Precious sands will be lost

RE: SCARBOROUGH Spa Coast Protection Scheme.

We are among those approached for opinion on the proposals for the above scheme, formulated by consulting engineers Halcrow Group Ltd. They have two proposals. The first would give the Spa the same appearance as the Marine Drive. The alternative would have a massive concrete retaining wall, instead of the rock armour, extending about 40 metres across the sands and stepped up to about two metres from the top of a new wave return wall.

Perhaps few will share our opinions and the purpose of this letter is really to draw attention to what is proposed. Over the years buildings of character have been pulled down in this town and replaced by concrete monstrosities. Less so in Whitby, which is why it is still picturesque, attracting visitors all year round like York.

Is Scarborough going further down the concrete path to scenic oblivion? Maybe there will be enough groundswell of opinion this time in the press to give our councillors support to insist on a restoration scheme. The Spa scene could attract period dramas which are all the rage and would keep this town on the tourist trail.

That depends on the view from the sands as Anne Bronte would have seen it from her donkey cart in 1849 which is very much as we see it today. And it is not just about period dramas - it is also about buckets and spades. A huge area of sand will be lost forever.

Our submission to Halcrow is, therefore as follows:

“The existing stone wall is an integral part of the overall historic heritage of the Spa. It is a beautiful frame to a magnificent building of great architectural merit.
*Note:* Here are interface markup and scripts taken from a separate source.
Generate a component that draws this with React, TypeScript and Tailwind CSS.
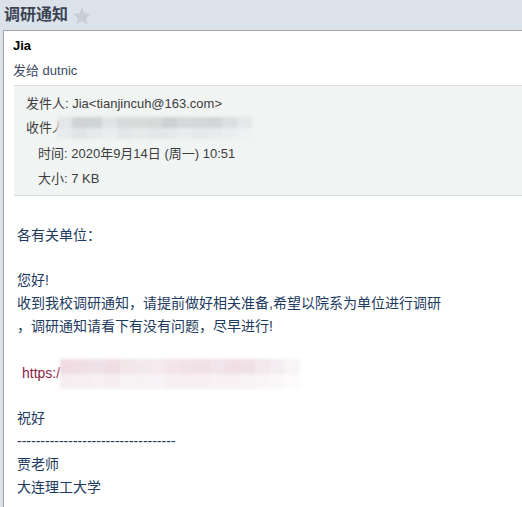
import React from "react";

const sans = "font-['Microsoft_YaHei','Liberation_Sans','Noto_Sans_CJK_SC',sans-serif]";

const Blur = ({ top, bottom, h }: { top: string[]; bottom: string[]; h: string }) => (
  <span className={`inline-flex flex-col ${h} w-max blur-[1.5px] align-middle shrink-0`}>
    <span className="flex flex-1">
      {top.map((c, i) => (
        <span key={i} className="w-[15px] h-full" style={{ background: c }} />
      ))}
    </span>
    <span className="flex flex-1">
      {bottom.map((c, i) => (
        <span key={i} className="w-[15px] h-full" style={{ background: c }} />
      ))}
    </span>
  </span>
);

const Star = () => (
  <svg width="20" height="20" viewBox="0 0 24 24" className="ml-[4px] mt-[1px]">
    <path
      d="M12 1.5l3.1 7.2 7.6.7-5.8 5.1 1.7 7.6L12 18.1l-6.6 4 1.7-7.6L1.3 9.4l7.6-.7z"
      fill="#c9ced5"
    />
  </svg>
);

const App = () => {
  const receivers = ["#e4e7e7", "#cfd3d4", "#cfd4d5", "#e0e4e4", "#d8dadb", "#d9dbdb", "#d7d9d9", "#cdd1d2", "#d6d9da", "#d4d7d8", "#d2d6d7", "#dcdfdf", "#e4e8e8"];
  const receivers2 = ["#e8ebeb", "#e2e5e5", "#e6e9e9", "#eaeded", "#e4e7e7", "#e7eaea", "#e3e6e6", "#e5e8e8", "#e9ecec", "#e6e9e9", "#e8ebeb", "#ebeeee", "#eef1f1"];
  const link = ["#f0dce2", "#efdfe5", "#eee2e8", "#efdde3", "#f2e6e8", "#f3e9ec", "#f5eaee", "#f4e4ea", "#f1e2e8", "#f0e1e7", "#f1e4ea", "#f0dfe5", "#efe0e6", "#f3e8ec", "#f4eef2", "#f8f5f7"];
  const link2 = ["#f6eef1", "#f6eff2", "#f7f1f4", "#f5eef1", "#f8f3f5", "#f7f2f4", "#f8f3f6", "#f7f0f3", "#f6eff2", "#f7f0f3", "#f8f2f5", "#f7f1f4", "#f8f3f6", "#f9f5f7", "#faf7f9", "#fcfafb"];

  return (
    <div className={`w-[522px] h-[507px] overflow-hidden bg-[#dbe2ea] ${sans}`}>
      <div className="h-[30px] flex items-center pl-[4px]">
        <h1 className="text-[16px] font-bold text-[#3c4454]">调研通知</h1>
        <Star />
      </div>
      <div className="ml-[3px] bg-white border-l border-t border-[#a3a7ab] h-[477px]">
        <div className="pl-[9px] pt-[6px]">
          <div className="text-[13px] font-bold text-black leading-[18px] font-['Liberation_Sans','Noto_Sans_CJK_SC',sans-serif]">Jia</div>
          <div className="text-[13px] text-[#3d4b63] leading-[18px] mt-[7px]">发给 dutnic</div>
        </div>
        <div className="ml-[10px] mt-[5px] bg-[#f0f4f3] border-y border-[#dcdedd] text-[13px] text-[#3d3d3d] pt-[6px] pb-[4px]">
          <div className="pl-[12px] leading-[24px]">发件人: Jia&lt;tianjincuh@163.com&gt;</div>
          <div className="pl-[12px] h-[24px] flex items-center">
            <span>收件人</span>
            <span className="-ml-[8px]">
              <Blur top={receivers} bottom={receivers2} h="h-[22px]" />
            </span>
          </div>
          <div className="pl-[24px] leading-[26px] mt-[1px]">时间: 2020年9月14日 (周一) 10:51</div>
          <div className="pl-[24px] leading-[24px]">大小: 7 KB</div>
        </div>
        <div className="pl-[13px] pt-[28px] text-[14px] leading-[23px] text-[#1d3a60] font-['SimSun','Liberation_Sans','Noto_Sans_CJK_SC',sans-serif]">
          <div>各有关单位：</div>
          <div className="h-[22px]" />
          <div>您好!</div>
          <div>收到我校调研通知，请提前做好相关准备,希望以院系为单位进行调研</div>
          <div>，调研通知请看下有没有问题，尽早进行!</div>
          <div className="h-[24px]" />
          <div className="pl-[5px] h-[23px] flex items-center">
            <span className="text-[#8b1a4a]">https:/</span>
            <Blur top={link} bottom={link2} h="h-[30px]" />
          </div>
          <div className="h-[22px]" />
          <div>祝好</div>
          <div>----------------------------------</div>
          <div>贾老师</div>
          <div>大连理工大学</div>
        </div>
      </div>
    </div>
  );
};

export default App;
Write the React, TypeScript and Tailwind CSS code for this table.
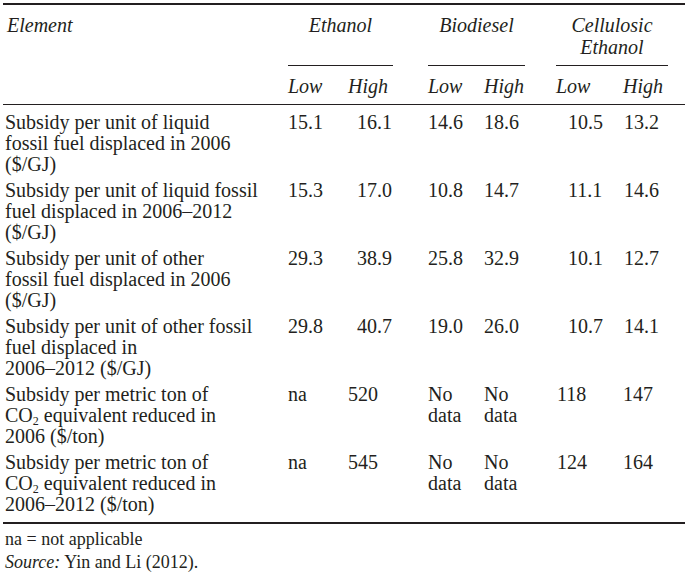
import type { ReactNode } from 'react';

/* ─── Layout ──────────────────────────────────────────────────────── */
const COLS = 'grid grid-cols-[285px_60px_45px_35px_56px_41px_31px_67px_45px_1fr]';
const INK = 'border-[#231f20]';

/* per data column: padding for decimal values / for whole values */
const DEC_PAD = ['pl-0', 'pl-[9px]', 'pl-0', 'pl-0', 'pl-[12px]', 'pl-[1px]'];
const INT_PAD = ['pl-0', 'pl-0', 'pl-0', 'pl-0', 'pl-[1px]', 'pl-0'];

const CO2 = (
  <>
    CO<span className="relative top-[3px] text-[12px] leading-none">2</span> equivalent reduced in
  </>
);

const NO_DATA = (
  <>
    No
    <br />
    data
  </>
);

type Row = { label: ReactNode[]; vals: ReactNode[]; dec: boolean[] };

const ROWS: Row[] = [
  {
    label: ['Subsidy per unit of liquid', 'fossil fuel displaced in 2006', '($/GJ)'],
    vals: ['15.1', '16.1', '14.6', '18.6', '10.5', '13.2'],
    dec: [true, true, true, true, true, true],
  },
  {
    label: ['Subsidy per unit of liquid fossil', 'fuel displaced in 2006–2012', '($/GJ)'],
    vals: ['15.3', '17.0', '10.8', '14.7', '11.1', '14.6'],
    dec: [true, true, true, true, true, true],
  },
  {
    label: ['Subsidy per unit of other', 'fossil fuel displaced in 2006', '($/GJ)'],
    vals: ['29.3', '38.9', '25.8', '32.9', '10.1', '12.7'],
    dec: [true, true, true, true, true, true],
  },
  {
    label: ['Subsidy per unit of other fossil', 'fuel displaced in', '2006–2012 ($/GJ)'],
    vals: ['29.8', '40.7', '19.0', '26.0', '10.7', '14.1'],
    dec: [true, true, true, true, true, true],
  },
  {
    label: ['Subsidy per metric ton of', CO2, '2006 ($/ton)'],
    vals: ['na', '520', NO_DATA, NO_DATA, '118', '147'],
    dec: [false, false, false, false, false, false],
  },
  {
    label: ['Subsidy per metric ton of', CO2, '2006–2012 ($/ton)'],
    vals: ['na', '545', NO_DATA, NO_DATA, '124', '164'],
    dec: [false, false, false, false, false, false],
  },
];

/* data column index -> grid column slot (skips the spacer columns) */
const SLOT = ['col-start-2', 'col-start-3', 'col-start-5', 'col-start-6', 'col-start-8', 'col-start-9'];

function GroupHead({ lines, start }: { lines: string[]; start: string }) {
  return (
    <div className={`${start} col-span-2 flex flex-col items-center pt-[9px] leading-[22px] italic border-b ${INK}`}>
      {lines.map(l => (
        <span key={l}>{l}</span>
      ))}
    </div>
  );
}

export default function App() {
  return (
    <div
      className="min-h-screen w-[690px] bg-white text-[#231f20] text-[20px]"
      style={{ fontFamily: '"Liberation Serif", "Times New Roman", serif' }}
    >
      <div className={`ml-[3px] mt-[3px] w-[682px] border-t-2 border-b-2 ${INK}`}>
        {/* ── Header ─────────────────────────────────────────── */}
        <div className={`${COLS} h-[61px]`}>
          <div className="col-start-1 pl-[4px] pt-[9px] leading-[22px] italic">Element</div>
          <GroupHead lines={['Ethanol']} start="col-start-2" />
          <GroupHead lines={['Biodiesel']} start="col-start-5" />
          <GroupHead lines={['Cellulosic', 'Ethanol']} start="col-start-8" />
        </div>
        <div className={`${COLS} h-[39px] pt-[10px] leading-[21px] italic border-b ${INK}`}>
          {['Low', 'High', 'Low', 'High', 'Low', 'High'].map((t, i) => (
            <div key={i} className={`${SLOT[i]} row-start-1`}>
              {t}
            </div>
          ))}
        </div>

        {/* ── Body ───────────────────────────────────────────── */}
        {ROWS.map((row, r) => (
          <div
            key={r}
            className={`${COLS} leading-[21px] ${r === 0 ? 'pt-[7px]' : 'pt-[5px]'} ${
              r === ROWS.length - 1 ? 'pb-[7px]' : ''
            }`}
          >
            <div className="col-start-1 row-start-1 pl-[2px] whitespace-nowrap">
              {row.label.map((l, i) => (
                <div key={i}>{l}</div>
              ))}
            </div>
            {row.vals.map((v, i) => (
              <div
                key={i}
                className={`${SLOT[i]} row-start-1 whitespace-nowrap ${row.dec[i] ? DEC_PAD[i] : INT_PAD[i]}`}
              >
                {v}
              </div>
            ))}
          </div>
        ))}
      </div>

      {/* ── Notes ──────────────────────────────────────────────── */}
      <div className="pl-[5px] text-[18px] leading-[20px]">
        <p className="mt-[5px]">na = not applicable</p>
        <p className="mt-[3px]">
          <span className="italic">Source:</span> Yin and Li (2012).
        </p>
      </div>
    </div>
  );
}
The wall complements the building, Not only that, it is itself a fine example of Victoria marine engineering which has stood the test of time. I have been in this town since 1945 and have never heard of this wall being breached despite many high tides and, indeed, the exceptional one of 1953. This wall is at the forefront of old paintings and photographs. Its sweeping curves and massive stones are as impressive as the Spa buildings and perhaps more so as they not only boldly state their purpose but they have proved themselves fit for purpose. Your alternative solutions of either imported boulders, euphemistically termed rock armour, stacked against the wall or a massive concrete retaining wall which engineers would prefer to confuse the unsuspecting with the French word “revetment” are an insult to Victorian engineers who had the talents to complement great scenery with inspirational use of local materials.

Can I ask your Managing Director, as courteously as possible, to take a walk along the south sands on a fine day in the direction of the Spa and look at what your company propose to destroy.

Destruction comes easy. Is it too much to ask if a company of international repute such as yours is capable of a sympathetic restoration scheme? This town’s lifeblood is scenery. The town needs engineers with the skills of cosmetic surgeons not butcher’s apprentices on this job. Otherwise your company gets paid but the town suffers a major loss of amenity.

Who can be happy unless both parties are winners when millions of taxpayers’ money is being spent?”

If we are about losing precious sands, if we care about a view beloved of artists for centuries and if we care about period dramas keeping this town advertised not only nationally but internationally there is still time to lobby those whose voice will be heard.

A restoration scheme will do this town proud. It is likely to cost far less than what is now proposed. Or is that the problem? Belts and braces are one thing; under the present proposals we are clearing the whole shop out.